> **Request**
Every line that contains the word "component" should be copied.

> **Entries**
** BEGIN **

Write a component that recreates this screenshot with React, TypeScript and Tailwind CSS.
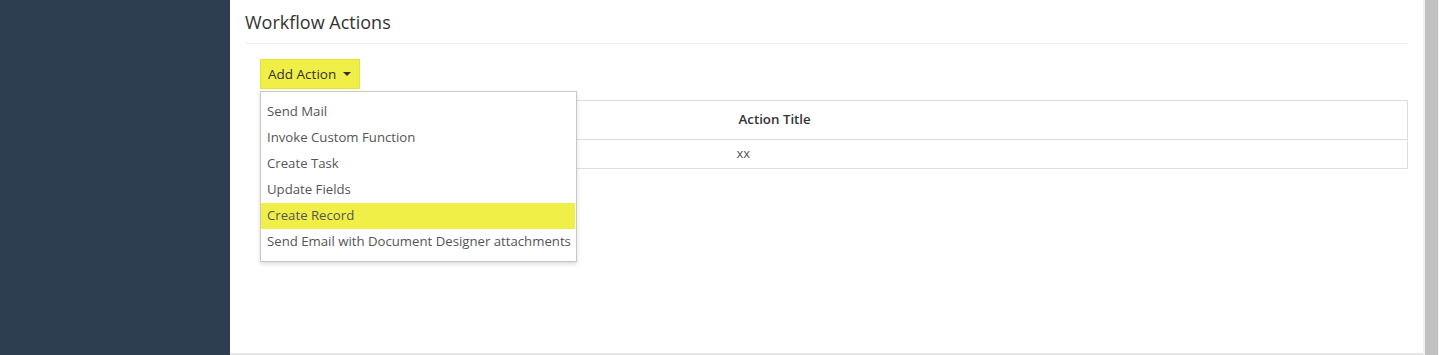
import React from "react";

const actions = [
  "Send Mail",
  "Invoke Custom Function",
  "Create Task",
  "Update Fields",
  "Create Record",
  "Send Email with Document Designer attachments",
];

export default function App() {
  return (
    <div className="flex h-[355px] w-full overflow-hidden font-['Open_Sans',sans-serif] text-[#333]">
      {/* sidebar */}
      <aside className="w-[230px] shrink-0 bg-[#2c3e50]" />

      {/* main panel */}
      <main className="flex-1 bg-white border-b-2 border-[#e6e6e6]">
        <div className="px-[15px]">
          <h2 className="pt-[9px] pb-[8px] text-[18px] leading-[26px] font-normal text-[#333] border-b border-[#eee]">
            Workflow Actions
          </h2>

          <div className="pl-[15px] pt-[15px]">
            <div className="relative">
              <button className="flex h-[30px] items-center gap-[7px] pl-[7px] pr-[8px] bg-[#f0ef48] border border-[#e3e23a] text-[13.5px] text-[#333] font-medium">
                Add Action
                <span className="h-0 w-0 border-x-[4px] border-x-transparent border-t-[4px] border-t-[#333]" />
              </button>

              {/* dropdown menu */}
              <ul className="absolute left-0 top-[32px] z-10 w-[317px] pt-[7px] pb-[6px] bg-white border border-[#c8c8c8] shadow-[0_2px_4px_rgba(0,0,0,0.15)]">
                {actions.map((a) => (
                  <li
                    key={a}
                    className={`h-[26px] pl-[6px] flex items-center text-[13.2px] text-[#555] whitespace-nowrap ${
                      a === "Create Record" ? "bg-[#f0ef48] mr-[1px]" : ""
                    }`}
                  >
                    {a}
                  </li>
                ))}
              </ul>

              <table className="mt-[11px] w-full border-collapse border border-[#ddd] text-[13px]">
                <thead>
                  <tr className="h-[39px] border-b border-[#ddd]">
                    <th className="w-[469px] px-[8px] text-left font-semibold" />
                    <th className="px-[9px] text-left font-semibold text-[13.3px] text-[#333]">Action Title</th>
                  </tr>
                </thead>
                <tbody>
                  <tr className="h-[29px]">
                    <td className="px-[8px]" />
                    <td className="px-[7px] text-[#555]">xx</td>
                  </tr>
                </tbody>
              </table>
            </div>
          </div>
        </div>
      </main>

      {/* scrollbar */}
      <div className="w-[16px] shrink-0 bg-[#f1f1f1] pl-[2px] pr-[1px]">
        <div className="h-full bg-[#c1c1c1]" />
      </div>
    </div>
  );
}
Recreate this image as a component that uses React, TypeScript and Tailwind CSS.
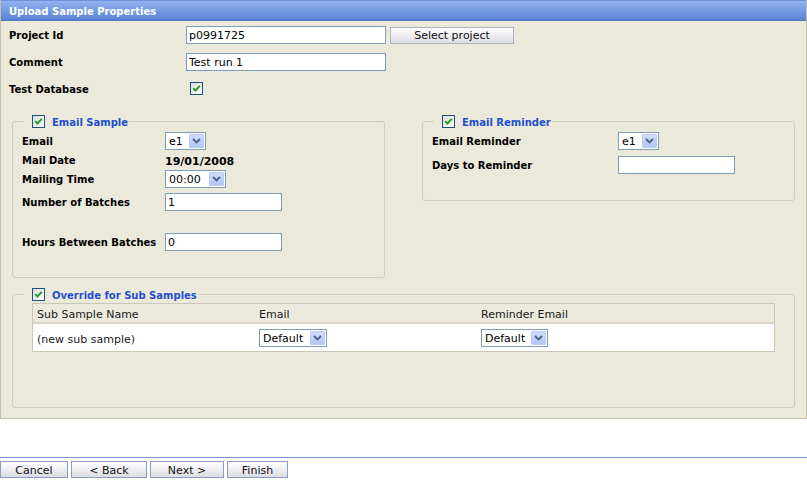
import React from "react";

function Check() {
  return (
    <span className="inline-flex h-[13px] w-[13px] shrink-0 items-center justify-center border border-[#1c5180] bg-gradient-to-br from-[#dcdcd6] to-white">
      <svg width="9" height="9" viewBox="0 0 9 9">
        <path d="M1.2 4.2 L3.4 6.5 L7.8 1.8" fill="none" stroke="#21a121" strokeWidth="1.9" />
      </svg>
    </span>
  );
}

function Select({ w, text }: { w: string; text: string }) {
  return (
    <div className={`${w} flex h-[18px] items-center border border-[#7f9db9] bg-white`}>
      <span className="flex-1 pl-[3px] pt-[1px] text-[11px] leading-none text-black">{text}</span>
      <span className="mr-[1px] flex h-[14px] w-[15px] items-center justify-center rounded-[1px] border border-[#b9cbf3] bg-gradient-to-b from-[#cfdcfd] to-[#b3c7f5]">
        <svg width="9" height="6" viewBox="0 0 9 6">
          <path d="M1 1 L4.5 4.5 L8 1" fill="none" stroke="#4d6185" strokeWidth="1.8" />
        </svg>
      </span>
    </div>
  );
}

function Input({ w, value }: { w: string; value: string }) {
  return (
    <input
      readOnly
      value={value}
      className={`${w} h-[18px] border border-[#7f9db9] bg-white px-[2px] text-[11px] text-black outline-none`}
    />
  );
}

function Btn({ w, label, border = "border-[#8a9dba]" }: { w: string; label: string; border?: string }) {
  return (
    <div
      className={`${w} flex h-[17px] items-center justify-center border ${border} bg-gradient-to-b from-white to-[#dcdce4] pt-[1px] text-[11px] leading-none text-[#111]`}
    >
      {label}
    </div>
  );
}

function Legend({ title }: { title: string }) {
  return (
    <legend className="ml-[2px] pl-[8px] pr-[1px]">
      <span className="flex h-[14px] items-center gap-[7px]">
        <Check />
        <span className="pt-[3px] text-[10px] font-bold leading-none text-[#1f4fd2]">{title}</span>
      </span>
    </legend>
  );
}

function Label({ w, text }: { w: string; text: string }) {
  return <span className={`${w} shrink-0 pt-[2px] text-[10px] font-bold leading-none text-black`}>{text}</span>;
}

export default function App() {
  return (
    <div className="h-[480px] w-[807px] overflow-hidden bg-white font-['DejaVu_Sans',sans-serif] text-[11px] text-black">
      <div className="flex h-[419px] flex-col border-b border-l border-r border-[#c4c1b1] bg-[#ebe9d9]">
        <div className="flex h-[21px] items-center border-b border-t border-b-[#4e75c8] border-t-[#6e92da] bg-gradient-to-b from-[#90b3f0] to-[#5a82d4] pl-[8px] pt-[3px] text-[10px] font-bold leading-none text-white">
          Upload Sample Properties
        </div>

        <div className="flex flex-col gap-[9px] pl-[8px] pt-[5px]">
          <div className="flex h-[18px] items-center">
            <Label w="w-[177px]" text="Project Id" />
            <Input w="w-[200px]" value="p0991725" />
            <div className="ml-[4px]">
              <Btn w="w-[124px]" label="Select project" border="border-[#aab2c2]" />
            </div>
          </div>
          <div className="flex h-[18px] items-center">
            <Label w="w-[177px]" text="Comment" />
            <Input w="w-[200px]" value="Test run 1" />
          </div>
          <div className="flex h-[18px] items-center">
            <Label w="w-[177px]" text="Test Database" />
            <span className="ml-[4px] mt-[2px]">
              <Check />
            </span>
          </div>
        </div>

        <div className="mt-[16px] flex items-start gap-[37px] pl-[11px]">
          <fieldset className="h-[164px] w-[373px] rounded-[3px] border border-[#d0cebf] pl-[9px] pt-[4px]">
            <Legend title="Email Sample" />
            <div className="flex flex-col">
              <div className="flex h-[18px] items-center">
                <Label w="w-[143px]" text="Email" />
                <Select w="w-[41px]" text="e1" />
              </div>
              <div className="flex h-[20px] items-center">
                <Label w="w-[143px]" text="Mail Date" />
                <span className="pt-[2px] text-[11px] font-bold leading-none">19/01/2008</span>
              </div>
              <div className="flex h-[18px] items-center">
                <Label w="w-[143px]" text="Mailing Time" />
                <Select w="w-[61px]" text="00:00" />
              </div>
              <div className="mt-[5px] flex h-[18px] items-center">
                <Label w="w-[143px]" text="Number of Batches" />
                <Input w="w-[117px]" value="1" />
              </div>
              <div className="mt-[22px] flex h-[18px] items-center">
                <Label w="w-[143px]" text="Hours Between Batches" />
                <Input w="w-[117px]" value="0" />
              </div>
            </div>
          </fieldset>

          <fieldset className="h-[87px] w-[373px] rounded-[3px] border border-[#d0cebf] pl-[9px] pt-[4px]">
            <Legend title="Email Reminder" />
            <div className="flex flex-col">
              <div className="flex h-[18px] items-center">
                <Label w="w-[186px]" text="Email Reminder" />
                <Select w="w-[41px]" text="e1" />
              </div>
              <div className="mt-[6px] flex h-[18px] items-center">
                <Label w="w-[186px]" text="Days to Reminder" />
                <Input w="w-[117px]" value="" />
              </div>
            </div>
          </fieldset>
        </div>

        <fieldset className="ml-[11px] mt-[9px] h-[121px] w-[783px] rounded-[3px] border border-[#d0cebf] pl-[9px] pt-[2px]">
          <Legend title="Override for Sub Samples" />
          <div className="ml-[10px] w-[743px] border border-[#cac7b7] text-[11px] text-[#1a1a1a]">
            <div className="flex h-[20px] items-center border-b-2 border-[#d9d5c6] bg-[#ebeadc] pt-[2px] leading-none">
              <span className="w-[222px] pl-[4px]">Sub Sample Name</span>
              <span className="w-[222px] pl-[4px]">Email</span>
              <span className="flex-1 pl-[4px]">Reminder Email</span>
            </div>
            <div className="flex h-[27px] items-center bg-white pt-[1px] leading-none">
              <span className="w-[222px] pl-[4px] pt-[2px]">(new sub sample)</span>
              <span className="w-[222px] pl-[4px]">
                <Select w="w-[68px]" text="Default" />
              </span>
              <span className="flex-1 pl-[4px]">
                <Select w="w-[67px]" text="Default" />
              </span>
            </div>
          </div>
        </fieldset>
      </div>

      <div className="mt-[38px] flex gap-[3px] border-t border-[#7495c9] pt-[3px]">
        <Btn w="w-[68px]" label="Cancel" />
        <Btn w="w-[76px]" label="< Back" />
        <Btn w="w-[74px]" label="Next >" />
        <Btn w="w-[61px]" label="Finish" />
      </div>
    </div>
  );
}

** END **

> **Task result**
Write a component that recreates this screenshot with React, TypeScript and Tailwind CSS.
Recreate this image as a component that uses React, TypeScript and Tailwind CSS.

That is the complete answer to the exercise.